Loyers du Covid : la Cour d’Appel de DOUAI admet au fond l’argument de « perte de la chose louée »

Parmi les arguments soulevés par les locataires commerciaux interdits de recevoir du public par décision réglementaire visant à lutter contre la propagation du virus de la Covid-19 (notamment du 15 mars au 10 mai 2020) figure notamment la « perte de la chose louée » au sens de l’article 1722 du Code Civil.

 

Rappelons que cet article 1722 énonce: « Si, pendant la durée du bail, la chose louée est détruite en totalité par cas fortuit, le bail est résilié de plein droit ; si elle n’est détruite qu’en partie, le preneur peut, suivant les circonstances, demander ou une diminution du prix, ou la résiliation même du bail.
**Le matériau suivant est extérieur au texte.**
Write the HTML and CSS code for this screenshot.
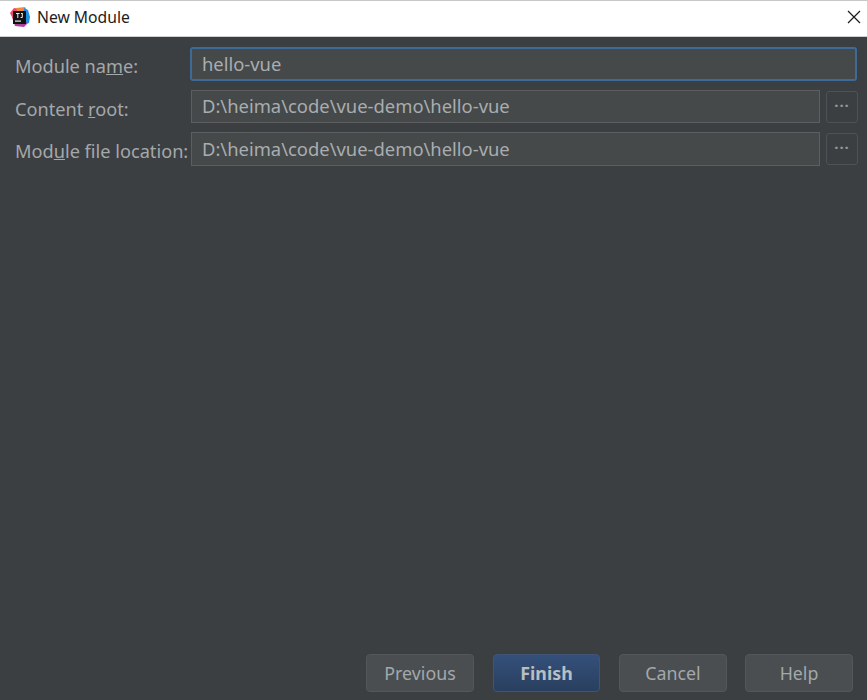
FILE: index.html
```html
<!DOCTYPE html>
<html lang="en">
<head>
<meta charset="utf-8">
<title>New Module</title>
<link rel="stylesheet" href="styles.css">
</head>
<body>
<div class="dialog">
  <header class="titlebar">
    <svg class="app-icon" width="20" height="20" viewBox="0 0 20 20" aria-hidden="true">
      <path d="M0 6 L4 1 L10 2 L9 9 L3 12 Z" fill="#f0476c"/>
      <path d="M6 1 L15 0 L17 4 L8 6 Z" fill="#f28a3c"/>
      <path d="M14 1 L18 3 L20 10 L19 16 L13 17 Z" fill="#1f8fe8"/>
      <path d="M2 10 L5 19 L14 20 L18 16 L10 13 Z" fill="#b0409c"/>
      <rect x="3" y="4" width="13" height="13" fill="#111"/>
      <rect x="5" y="13.5" width="6" height="1.2" fill="#eee"/>
      <path d="M6 6h3.6v.9h-1.3v4h-1v-4h-1.300z M11 6h1.800v3.900c0 1-1 1.300-2.200 1v-.9c.8.200 1.200.100 1.200-.300v-2.800h-.8z" fill="#eee"/>
    </svg>
    <span class="title">New Module</span>
    <svg class="close" width="14" height="14" viewBox="0 0 14 14" aria-hidden="true">
      <path d="M1 1 L13 13 M13 1 L1 13" stroke="#1a1a1a" stroke-width="1.2" fill="none"/>
    </svg>
  </header>
  <main class="content">
    <div class="form">
      <label class="label">Module na<u>m</u>e:</label>
      <div class="field field-focus">hello-vue</div>
      <label class="label">Content <u>r</u>oot:</label>
      <div class="field">D:\heima\code\vue-demo\hello-vue</div>
      <button class="browse">&middot;&middot;&middot;</button>
      <label class="label">Mod<u>u</u>le file location:</label>
      <div class="field">D:\heima\code\vue-demo\hello-vue</div>
      <button class="browse">&middot;&middot;&middot;</button>
    </div>
  </main>
  <footer class="actions">
    <button class="btn">Previous</button>
    <button class="btn btn-primary">Finish</button>
    <button class="btn">Cancel</button>
    <button class="btn">Help</button>
  </footer>
</div>
</body>
</html>
```
FILE: styles.css
```css
* { box-sizing: border-box; }
html, body { margin: 0; padding: 0; }
body { font-family: "Noto Sans", "Open Sans", sans-serif; background: #3c3f41; }
.dialog { width: 867px; height: 700px; display: flex; flex-direction: column; background: #3c3f41; }
.titlebar {
  height: 37px; flex: none; display: flex; align-items: center;
  padding: 0 6px 4px 10px; background: #fff;
  border-top: 1px solid #c8c8c8; border-bottom: 1px solid #d0d0d0;
}
.app-icon { flex: none; margin-right: 7px; }
.title { flex: 1; font-size: 15.7px; color: #1c1c1c; }
.content { flex: 1; padding: 10px 9px 0 15px; }
.form {
  display: grid; grid-template-columns: 175px 1fr 32px;
  grid-template-rows: 34px 33px 34px; row-gap: 9px; align-items: center;
}
.label { font-size: 18.2px; color: #a4a8ab; white-space: nowrap; position: relative; top: 2px; }
.field {
  height: 100%; margin-left: 1px; margin-right: 6px; padding: 0 10px 2px;
  display: flex; align-items: center;
  background: #45494a; border: 1px solid #5c5e5f;
  font-size: 18.4px; color: #a9adb0; white-space: nowrap;
}
.field-focus {
  grid-column: 2 / 4; margin: 0 1px 0 0; padding-left: 10px;
  border: 2px solid #3d6a96; border-radius: 3px;
}
.browse {
  width: 32px; height: 32px; padding: 0 0 4px; margin: 0;
  background: #3c3f41; border: 1px solid #4e5254; border-radius: 3px;
  color: #94989b; font: 700 15px "Noto Sans", sans-serif; letter-spacing: 1px;
}
.actions { flex: none; display: flex; justify-content: flex-end; gap: 19px; padding: 0 14px 8px 0; }
.btn {
  width: 108px; height: 38px; padding: 0;
  background: #4a4e50; border: 1px solid #535759; border-radius: 4px;
  color: #a3a8ab; font: 400 17.8px "Noto Sans", sans-serif;
}
.btn:last-child { margin-left: -1px; }
.btn-primary {
  width: 107px;
  background: linear-gradient(#34507a, #293f5f); border-color: #3f5573;
  color: #b9bec2; font-weight: 700;
}
```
Dans l’un et l’autre cas, il n’y a lieu à aucun dédommagement ».

 

Au cas d’espèce, un bailleur avait pratiqué, sur la base de la copie exécutoire (notariée) d’un bail commercial, une saisie-attribution sur le compte bancaire de son locataire au titre de loyers impayés correspondant (pour partie) à la période de fermeture administrative susvisée, saisie validée en première instance par le Juge de l’Exécution.

 

Par un arrêt du 16 décembre 2021, la Cour d’Appel de DOUAI a infirmé ce jugement, retenant (de façon difficilement compréhensible selon nous) la position du locataire fondée sur l’article 1722 suscité.

 

Elle considère que l’application de cet article ne serait pas limitée à une perte « matérielle » de la chose louée mais s’étendrait également à la « perte juridique » « … dans les cas où, par suite des circonstances, le preneur se trouve dans l’impossibilité de jouir de la chose ou d’en faire un usage conforme à sa destination, notamment à la suite de dispositions légales ou réglementaires ou d’une décision administrative ».

 

La Cour conclut ensuite « Dès lors, l’impossibilité dans laquelle elle [la société locataire] s’est trouvée pendant la période en cause d’utiliser les lieux loués conformément à la destination convenue s’analyse en une perte partielle de la chose justifiant qu’elle soit, au titre de cette période, dispensée du paiement des loyers, l’absence de faute du bailleur étant inopérante, (…) ».

 

Ce courant jurisprudentiel est préoccupant et il devient urgent que la Cour de Cassation tranche ce débat. Des arrêts sont attendus au printemps mais pourraient comporter des spécificités propres aux résidences de tourisme empêchant d’en tirer des conclusions claires transposables à l’ensemble du contentieux sur les loyers du Covid.